══ DATA SEGMENT ══

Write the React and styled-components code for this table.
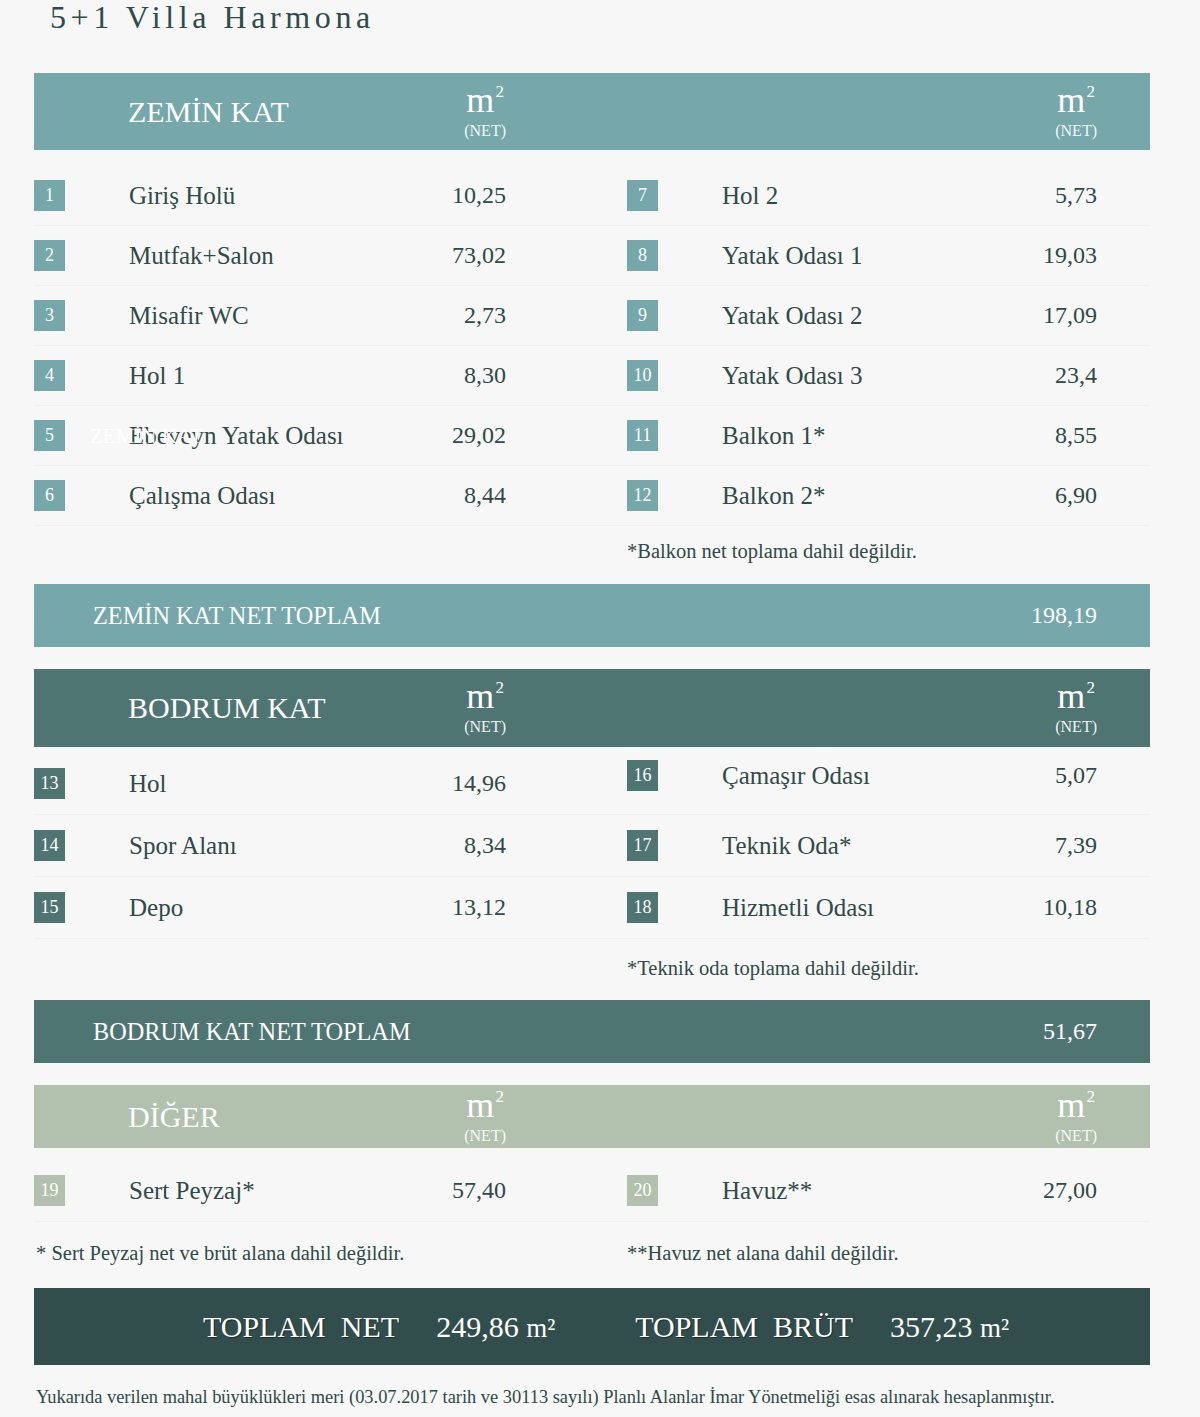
import styled, { createGlobalStyle } from 'styled-components'

const GlobalStyle = createGlobalStyle`
  html, body {
    margin: 0;
    padding: 0;
    background: #f7f7f7;
  }
  body {
    font-family: "Liberation Serif", "Times New Roman", serif;
    color: #2f4a48;
  }
`

const colors = {
  zemin: '#76a7aa',
  bodrum: '#4f7573',
  diger: '#b1c1ae',
  total: '#324e4c'
}

const sections = [
  {
    key: 'zemin',
    title: 'ZEMİN KAT',
    headH: 77,
    listTop: 16,
    rowH: 60,
    left: [
      ['1', 'Giriş Holü', '10,25'],
      ['2', 'Mutfak+Salon', '73,02'],
      ['3', 'Misafir WC', '2,73'],
      ['4', 'Hol 1', '8,30'],
      ['5', 'Ebeveyn Yatak Odası', '29,02', true],
      ['6', 'Çalışma Odası', '8,44']
    ],
    right: [
      ['7', 'Hol 2', '5,73'],
      ['8', 'Yatak Odası 1', '19,03'],
      ['9', 'Yatak Odası 2', '17,09'],
      ['10', 'Yatak Odası 3', '23,4'],
      ['11', 'Balkon 1*', '8,55'],
      ['12', 'Balkon 2*', '6,90']
    ],
    notes: ['', '*Balkon net toplama dahil değildir.'],
    noteH: 58,
    noteTop: 13,
    total: ['ZEMİN KAT NET TOPLAM', '198,19']
  },
  {
    key: 'bodrum',
    title: 'BODRUM KAT',
    headH: 78,
    listTop: 6,
    rowH: 62,
    left: [
      ['13', 'Hol', '14,96'],
      ['14', 'Spor Alanı', '8,34'],
      ['15', 'Depo', '13,12']
    ],
    right: [
      ['16', 'Çamaşır Odası', '5,07', false, -8],
      ['17', 'Teknik Oda*', '7,39'],
      ['18', 'Hizmetli Odası', '10,18']
    ],
    notes: ['', '*Teknik oda toplama dahil değildir.'],
    noteH: 61,
    noteTop: 17,
    total: ['BODRUM KAT NET TOPLAM', '51,67']
  },
  {
    key: 'diger',
    title: 'DİĞER',
    headH: 63,
    listTop: 12,
    rowH: 62,
    left: [['19', 'Sert Peyzaj*', '57,40']],
    right: [['20', 'Havuz**', '27,00']],
    notes: ['* Sert Peyzaj net ve brüt alana dahil değildir.', '**Havuz net alana dahil değildir.'],
    noteH: 66,
    noteTop: 19
  }
]

const Unit = () => (
  <UnitBox>
    <UnitM>m<Sup>2</Sup></UnitM>
    <UnitNet>(NET)</UnitNet>
  </UnitBox>
)

const Column = ({ items, edge, color, rowH }) => (
  <ColumnBox>
    {items.map(([no, name, value, ghost, shift]) => (
      <Row key={no} $h={rowH} $edge={edge} $shift={shift || 0}>
        <Badge $color={color}>{no}</Badge>
        <Name>{name}</Name>
        <Value>{value}</Value>
        {ghost && <Ghost>ZEMİN KAT</Ghost>}
      </Row>
    ))}
  </ColumnBox>
)

const Section = ({ data }) => {
  const color = colors[data.key]
  return (
    <SectionBox>
      <HeadBar $color={color} $h={data.headH}>
        <HeadCell $edge={121}>
          <HeadTitle>{data.title}</HeadTitle>
          <Unit />
        </HeadCell>
        <HeadCell $edge={53}>
          <span />
          <Unit />
        </HeadCell>
      </HeadBar>

      <Grid $top={data.listTop}>
        <Column items={data.left} edge={121} color={color} rowH={data.rowH} />
        <Column items={data.right} edge={53} color={color} rowH={data.rowH} />
      </Grid>

      <Grid>
        {data.notes.map((n, i) => (
          <Note key={i} $h={data.noteH} $top={data.noteTop} $indent={i === 0 ? 2 : 0}>
            {n}
          </Note>
        ))}
      </Grid>

      {data.total && (
        <TotalBar $color={color}>
          <TotalLabel>{data.total[0]}</TotalLabel>
          <TotalValue>{data.total[1]}</TotalValue>
        </TotalBar>
      )}
    </SectionBox>
  )
}

const App = () => {
  return (
    <>
      <GlobalStyle />
      <Page>
        <Title>5+1 Villa Harmona</Title>

        {sections.map((s) => (
          <Section key={s.key} data={s} />
        ))}

        <GrandBar>
          <GrandGroup>
            <GrandLabel>{'TOPLAM  NET'}</GrandLabel>
            <GrandValue>249,86 <small>m²</small></GrandValue>
          </GrandGroup>
          <GrandGroup>
            <GrandLabel>{'TOPLAM  BRÜT'}</GrandLabel>
            <GrandValue>357,23 <small>m²</small></GrandValue>
          </GrandGroup>
        </GrandBar>

        <Footer>
          Yukarıda verilen mahal büyüklükleri meri (03.07.2017 tarih ve 30113 sayılı) Planlı Alanlar İmar Yönetmeliği esas alınarak hesaplanmıştır.
        </Footer>
      </Page>
    </>
  )
}

const Page = styled.div`
  width: 1116px;
  padding: 0 50px 0 34px;
  min-height: 1417px;
  box-sizing: content-box;
`

const Title = styled.h1`
  margin: 1px 0 40px 16px;
  font-weight: 400;
  font-size: 32px;
  line-height: 32px;
  letter-spacing: 4.6px;
  color: #2e4b49;
`

const SectionBox = styled.section`
  margin-bottom: 22px;
`

const HeadBar = styled.div`
  display: grid;
  grid-template-columns: 593px 523px;
  height: ${({ $h }) => $h}px;
  background: ${({ $color }) => $color};
  color: #fff;
`

const HeadCell = styled.div`
  display: flex;
  align-items: center;
  justify-content: space-between;
  padding: 0 ${({ $edge }) => $edge}px 0 94px;
`

const HeadTitle = styled.span`
  font-size: 30px;
  line-height: 1;
`

const UnitBox = styled.div`
  display: flex;
  flex-direction: column;
  align-items: center;
  padding-top: 2px;
`

const UnitM = styled.span`
  font-size: 36px;
  line-height: 28px;
`

const Sup = styled.span`
  position: relative;
  top: -15px;
  margin-left: 1px;
  font-size: 17px;
`

const UnitNet = styled.span`
  margin-top: 1px;
  font-size: 16px;
  line-height: 18px;
  opacity: 0.92;
`

const Grid = styled.div`
  display: grid;
  grid-template-columns: 593px 523px;
  padding-top: ${({ $top }) => $top || 0}px;
`

const ColumnBox = styled.div`
  display: flex;
  flex-direction: column;
`

const Row = styled.div`
  position: relative;
  display: flex;
  align-items: center;
  height: ${({ $h }) => $h}px;
  padding-right: ${({ $edge }) => $edge}px;
  padding-bottom: ${({ $shift }) => -$shift * 2}px;
  box-sizing: border-box;
  border-bottom: 1px solid #efefef;
`

const Badge = styled.span`
  flex: 0 0 31px;
  height: 31px;
  display: flex;
  align-items: center;
  justify-content: center;
  background: ${({ $color }) => $color};
  color: #fff;
  font-size: 18px;
`

const Name = styled.span`
  flex: 1;
  margin-left: 64px;
  font-size: 25px;
`

const Value = styled.span`
  font-size: 24px;
`

const Ghost = styled.span`
  position: absolute;
  left: 56px;
  top: 50%;
  transform: translateY(-50%);
  font-size: 21px;
  color: #fff;
  pointer-events: none;
`

const Note = styled.div`
  height: ${({ $h }) => $h}px;
  padding-top: ${({ $top }) => $top}px;
  padding-left: ${({ $indent }) => $indent}px;
  box-sizing: border-box;
  font-size: 20.5px;
  line-height: 24px;
`

const TotalBar = styled.div`
  display: flex;
  align-items: center;
  justify-content: space-between;
  height: 63px;
  padding: 0 53px 0 59px;
  background: ${({ $color }) => $color};
  color: #fff;
`

const TotalLabel = styled.span`
  font-size: 24.3px;
`

const TotalValue = styled.span`
  font-size: 24px;
`

const GrandBar = styled.div`
  display: flex;
  align-items: center;
  gap: 80px;
  height: 77px;
  margin-top: -22px;
  padding-left: 169px;
  background: ${colors.total};
  color: #fff;
`

const GrandGroup = styled.div`
  display: flex;
  align-items: baseline;
  gap: 37px;
`

const GrandLabel = styled.span`
  font-size: 30px;
  white-space: pre;
  text-shadow: 1px 1px 1px rgba(0, 0, 0, 0.45);
`

const GrandValue = styled.span`
  font-size: 30px;

  small {
    font-size: 27px;
  }
`

const Footer = styled.p`
  margin: 0;
  padding: 20px 0 0 2px;
  font-size: 18.4px;
  line-height: 24px;
  white-space: nowrap;
`

export default App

═══

REQUIRED TASK:
Return each line with "components".

SOLUTION TO THIS EXERCISE:
Write the React and styled-components code for this table.
import styled, { createGlobalStyle } from 'styled-components'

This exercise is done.